Overseas Headlines- January 22, 2019

Date: January 22, 2019

United States:

BofA’s Moynihan Predicts Another Round of U.S. Bank Mergers

Bank of America Corp. Chief Executive Officer Brian Moynihan predicted another round of consolidation in the U.S. that could lead to the emergence of a new competitor. The Charlotte, North Carolina-based lender, which controls about 13 percent of the U.S. retail banking market, came together through the merger and acquisition of hundreds of companies, Moynihan said on a panel at the World Economic Forum in Davos, Switzerland. This sort of thing could happen again, as there are still thousands of banks operating across the U.S., he said. “How does somebody emerge? The same way we emerged,” Moynihan said. “The emergence will come out of the consolidation of another round of people which still has to happen in the United States. There are now 6,000 odd banks, and you’ll find them continuing to consolidate.” The rules that govern banking shouldn’t be rolled back in order to increase competition, said Moynihan, whose lender needed a $45 billion bailout during the 2008 financial crisis. “We know what it will lead to — increased losses of peoples’ money,” he said. “It doesn’t benefit us. It’s the same the reason you have a speed limit on a highway. It’s the rules of operation.”



U.K. Wages Are Growing Faster Than Any Time Since 2008

Britons are enjoying the strongest wage growth since the financial crisis a decade ago as the labor market tightens. Average earnings excluding bonuses continued to increase an annual 3.3 percent in the three months through November and unemployment fell to 4 percent, matching the lowest rate since 1975, the Office for National Statistics said Tuesday. Separate figures showed the budget deficit unexpectedly widened in December. With earnings forecast to accelerate further, Bank of England policy makers might normally be preparing to raise interest rates to curb inflationary pressures building in the labor market. But mounting concern that Britain could leave the European Union with no deal is expected to stay their hand. Traders put the chance of a hike this year at less than 70 percent. Wage growth including bonuses accelerated to 3.4 percent in the latest three months, the fastest pace since 2008. The number of people in work jumped a larger-than-forecast 141,000, leaving the employment rate at a record 75.8 percent. Job creation was driven by full-time employment. Unemployment rose 8,000 as economic inactivity fell sharply. Pay is rising in real terms, with basic wage growth outpacing inflation by a 0.9 percentage-point margin — the widest since the end of 2016. CPI inflation slowed further in the fourth quarter, handing a boost to households still recovering from a protracted earnings squeeze. Hanging over the outlook is a cooling world economy and Brexit, with Parliament deadlocked over the way forward less than 10 weeks before Britain is due to leave the European Union.
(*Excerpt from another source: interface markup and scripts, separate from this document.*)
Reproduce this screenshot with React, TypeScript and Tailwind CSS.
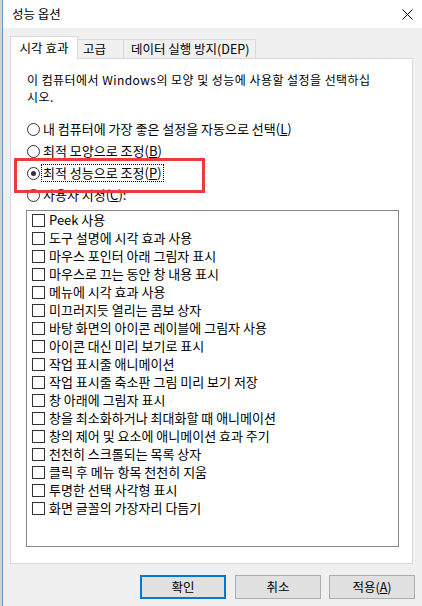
import React from "react";

const items = [
  "Peek 사용",
  "도구 설명에 시각 효과 사용",
  "마우스 포인터 아래 그림자 표시",
  "마우스로 끄는 동안 창 내용 표시",
  "메뉴에 시각 효과 사용",
  "미끄러지듯 열리는 콤보 상자",
  "바탕 화면의 아이콘 레이블에 그림자 사용",
  "아이콘 대신 미리 보기로 표시",
  "작업 표시줄 애니메이션",
  "작업 표시줄 축소판 그림 미리 보기 저장",
  "창 아래에 그림자 표시",
  "창을 최소화하거나 최대화할 때 애니메이션",
  "창의 제어 및 요소에 애니메이션 효과 주기",
  "천천히 스크롤되는 목록 상자",
  "클릭 후 메뉴 항목 천천히 지움",
  "투명한 선택 사각형 표시",
  "화면 글꼴의 가장자리 다듬기",
];

function Radio({ checked, children }: { checked?: boolean; children: React.ReactNode }) {
  return (
    <div className="flex h-[22px] items-center">
      <div className="flex h-[13px] w-[13px] shrink-0 items-center justify-center rounded-full border border-[#333333] bg-white">
        {checked && <div className="h-[5px] w-[5px] rounded-full bg-[#333333]" />}
      </div>
      <span
        className={
          "ml-[1px] flex h-[18px] items-center border px-[1px] " +
          (checked ? "border-dotted border-black" : "border-transparent")
        }
      >
        {children}
      </span>
    </div>
  );
}

export default function App() {
  return (
    <div className="relative flex h-[606px] w-[422px] overflow-hidden bg-[#f0f0f0] font-['Noto_Sans_CJK_KR',sans-serif] text-[12px] leading-[16px] text-black">
      <div className="flex h-full w-[3px] shrink-0">
        <div className="w-[2px] bg-[#d4d4d4]" />
        <div className="w-[1px] bg-[#6f93cf]" />
      </div>
      <div className="flex min-w-0 flex-1 flex-col">
        <div className="flex h-[28px] shrink-0 items-center justify-between bg-white pl-[9px] pr-[9px]">
          <span className="text-[12.5px]">성능 옵션</span>
          <svg width="11" height="11" viewBox="0 0 11 11">
            <path d="M0.5 0.5 L10.5 10.5 M10.5 0.5 L0.5 10.5" stroke="#000" strokeWidth="1" />
          </svg>
        </div>
        <div className="flex flex-1 flex-col pl-[7px] pt-[8px]">
          <div className="flex h-[22px] items-end text-[12.5px]">
            <div className="relative z-10 -mb-px flex h-[23px] w-[68px] items-center justify-center border border-b-0 border-[#d9d9d9] bg-white">
              시각 효과
            </div>
            <div className="flex h-[19px] w-[46px] items-center border-r border-t border-[#d9d9d9] pl-[5px]">
              고급
            </div>
            <div className="flex h-[19px] w-[132px] items-center border-r border-t border-[#d9d9d9] pl-[7px]">
              데이터 실행 방지(DEP)
            </div>
          </div>
          <div className="flex h-[506px] w-[403px] flex-col border border-[#d9d9d9] bg-white pl-[16px] pt-[12px] text-[13px]">
            <p className="text-[12px] leading-[17px] tracking-[0.45px]">
              이 컴퓨터에서 Windows의 모양 및 성능에 사용할 설정을 선택하십
              <br />
              시오.
            </p>
            <div className="mt-[13px] flex flex-col">
              <Radio>
                내 컴퓨터에 가장 좋은 설정을 자동으로 선택(<span className="underline underline-offset-[1px]">L</span>)
              </Radio>
              <Radio>
                최적 모양으로 조정(<span className="underline underline-offset-[1px]">B</span>)
              </Radio>
              <Radio checked>
                최적 성능으로 조정(<span className="underline underline-offset-[1px]">P</span>)
              </Radio>
              <Radio>
                사용자 지정(<span className="underline underline-offset-[1px]">C</span>):
              </Radio>
            </div>
            <div className="-ml-px mt-[4px] flex h-[337px] w-[373px] flex-col border border-[#828790] bg-white pl-[5px]">
              {items.map((t) => (
                <div key={t} className="flex h-[18px] shrink-0 items-center">
                  <div className="h-[13px] w-[13px] shrink-0 border border-[#333333] bg-white" />
                  <span className="ml-[4px]">{t}</span>
                </div>
              ))}
            </div>
          </div>
          <div className="mt-[11px] flex justify-end pr-[7px] text-[12.5px]">
            <button className="flex h-[24px] w-[86px] items-center justify-center border-2 border-[#0078d7] bg-[#e1e1e1]">
              확인
            </button>
            <button className="ml-[9px] flex h-[24px] w-[86px] items-center justify-center border border-[#adadad] bg-[#e1e1e1]">
              취소
            </button>
            <button className="ml-[8px] flex h-[24px] w-[86px] items-center justify-center border border-[#adadad] bg-[#e1e1e1]">
              적용(<span className="underline underline-offset-[1px]">A</span>)
            </button>
          </div>
        </div>
      </div>
      <div className="pointer-events-none absolute left-[14px] top-[158px] h-[35px] w-[191px] border-[3px] border-[#ee3a3f]" />
    </div>
  );
}
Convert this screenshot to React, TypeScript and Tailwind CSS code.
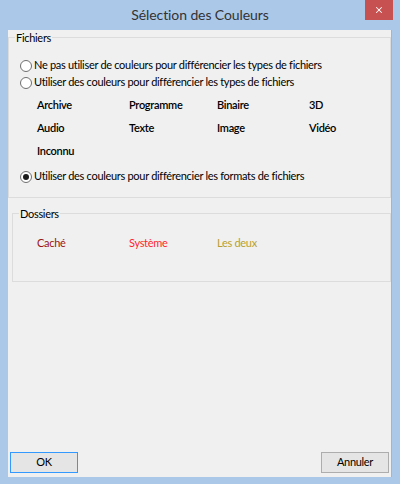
import { X } from 'lucide-react';

type RadioProps = {
  label: string;
  checked?: boolean;
};

const Radio = ({ label, checked = false }: RadioProps) => {
  return (
    <div className="flex items-center h-[17px]">
      <span className="w-[12px] h-[12px] shrink-0 rounded-full border border-[#6f6f6f] bg-white flex items-center justify-center">
        {checked && <span className="w-[6px] h-[6px] rounded-full bg-[#1b1b1b]" />}
      </span>
      <span className="ml-[2px] whitespace-nowrap">{label}</span>
    </div>
  );
};

const fileTypes = [
  ['Archive', 'Programme', 'Binaire', '3D'],
  ['Audio', 'Texte', 'Image', 'Vidéo'],
  ['Inconnu'],
];

const folderTypes = [
  { label: 'Caché', color: 'text-[#9a1414]' },
  { label: 'Système', color: 'text-[#ff1f2f]' },
  { label: 'Les deux', color: 'text-[#b8a030]' },
];

const App = () => {
  return (
    <div
      className="w-[400px] h-[484px] bg-[#abc8e9] flex flex-col text-[11px] tracking-[-0.3px] text-black"
      style={{ fontFamily: 'Lato, "Liberation Sans", sans-serif' }}
    >
      <div className="h-[30px] relative flex items-center justify-center">
        <span className="text-[14px] tracking-[-0.1px] text-[#333] -mt-[1px]">Sélection des Couleurs</span>
        <button className="absolute right-[7px] top-0 w-[28px] h-[20px] bg-[#c75050] flex items-center justify-center">
          <X size={10} strokeWidth={2.5} color="white" />
        </button>
      </div>
      <div className="mx-[8px] h-[447px] bg-[#f0f0f0] border-r border-[#9fb6d3] flex flex-col">
        <fieldset className="border border-[#dcdcdc] h-[168px]">
          <legend className="ml-[6px] px-[1px] leading-[15px]">Fichiers</legend>
          <div className="pl-[11px] pt-[12px]">
            <Radio label="Ne pas utiliser de couleurs pour différencier les types de fichiers" />
            <Radio label="Utiliser des couleurs pour différencier les types de fichiers" />
            <div className="pl-[17px] pt-[6px] font-semibold flex flex-col gap-[8px]">
              {fileTypes.map((row, i) => (
                <div key={i} className="grid grid-cols-[92px_88px_92px_60px] h-[15px] leading-[15px]">
                  {row.map((t) => (
                    <span key={t}>{t}</span>
                  ))}
                </div>
              ))}
            </div>
            <div className="pt-[10px]">
              <Radio label="Utiliser des couleurs pour différencier les formats de fichiers" checked />
            </div>
          </div>
        </fieldset>
        <fieldset className="border border-[#dcdcdc] ml-[4px] mt-[8px] h-[76px]">
          <legend className="ml-[6px] px-[1px] leading-[15px]">Dossiers</legend>
          <div className="grid grid-cols-[92px_88px_92px] pl-[24px] pt-[14px] leading-[15px]">
            {folderTypes.map((f) => (
              <span key={f.label} className={f.color}>
                {f.label}
              </span>
            ))}
          </div>
        </fieldset>
        <div className="mt-auto flex justify-between px-[2px] pb-[4px]">
          <button className="w-[68px] h-[21px] border border-[#3399ff] bg-[#e5e5e5]">OK</button>
          <button className="w-[68px] h-[21px] border border-[#adadad] bg-[#e5e5e5]">Annuler</button>
        </div>
      </div>
      <div className="flex-1" />
    </div>
  );
};

export default App;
China’s Unlikely to Rebound From Its Slowdown Anytime Soon

China isn’t set to come to the rescue of a weakening world economy even amid signs policy makers are successfully cushioning some of its slowdown. A wave of data released on Monday showed December gauges of consumption and factory output in the world’s second-largest economy accelerated and investment held up even as expansion in the fourth quarter dipped to 6.4 percent, the softest since 2009. The upshot of all the numbers is that while a slump may for now be avoided, the government’s preference for drip-feed stimulus means a rebound in growth is also unlikely too. That risks disappointing the investors and business leaders descending on Davos for the World Economic Forum’s annual meeting and who are already concerned by trade wars, the U.S. government shutdown and Brexit. “If China continues with its measured and piecemeal approach to stimulus, global growth will continue to lose momentum,” said Katrina Ell, an economist with Moody’s Analytics in Sydney. “The big unknown is how far China will go. Beijing’s preference has been to avoid repeating previous massive stimulus support, but they may be forced into more aggressive action if momentum continues to wane.” China’s economy, which contributes about a third of global growth, is on a long-term slowing trajectory as it shifts from the investment-led model of the past while carrying a heavy debt load. The government’s response with targeted stimulus measures is also being tested by the standoff with U.S. President Donald Trump over trade at a time when the global expansion is already looking shakier. Capital Economics estimates slower China expansion will shave about 0.2 percentage point off global growth this year, compared to 2018, while Citigroup Inc. warned in a Jan. 14 note that the China slowdown may “blow the global economy off course.”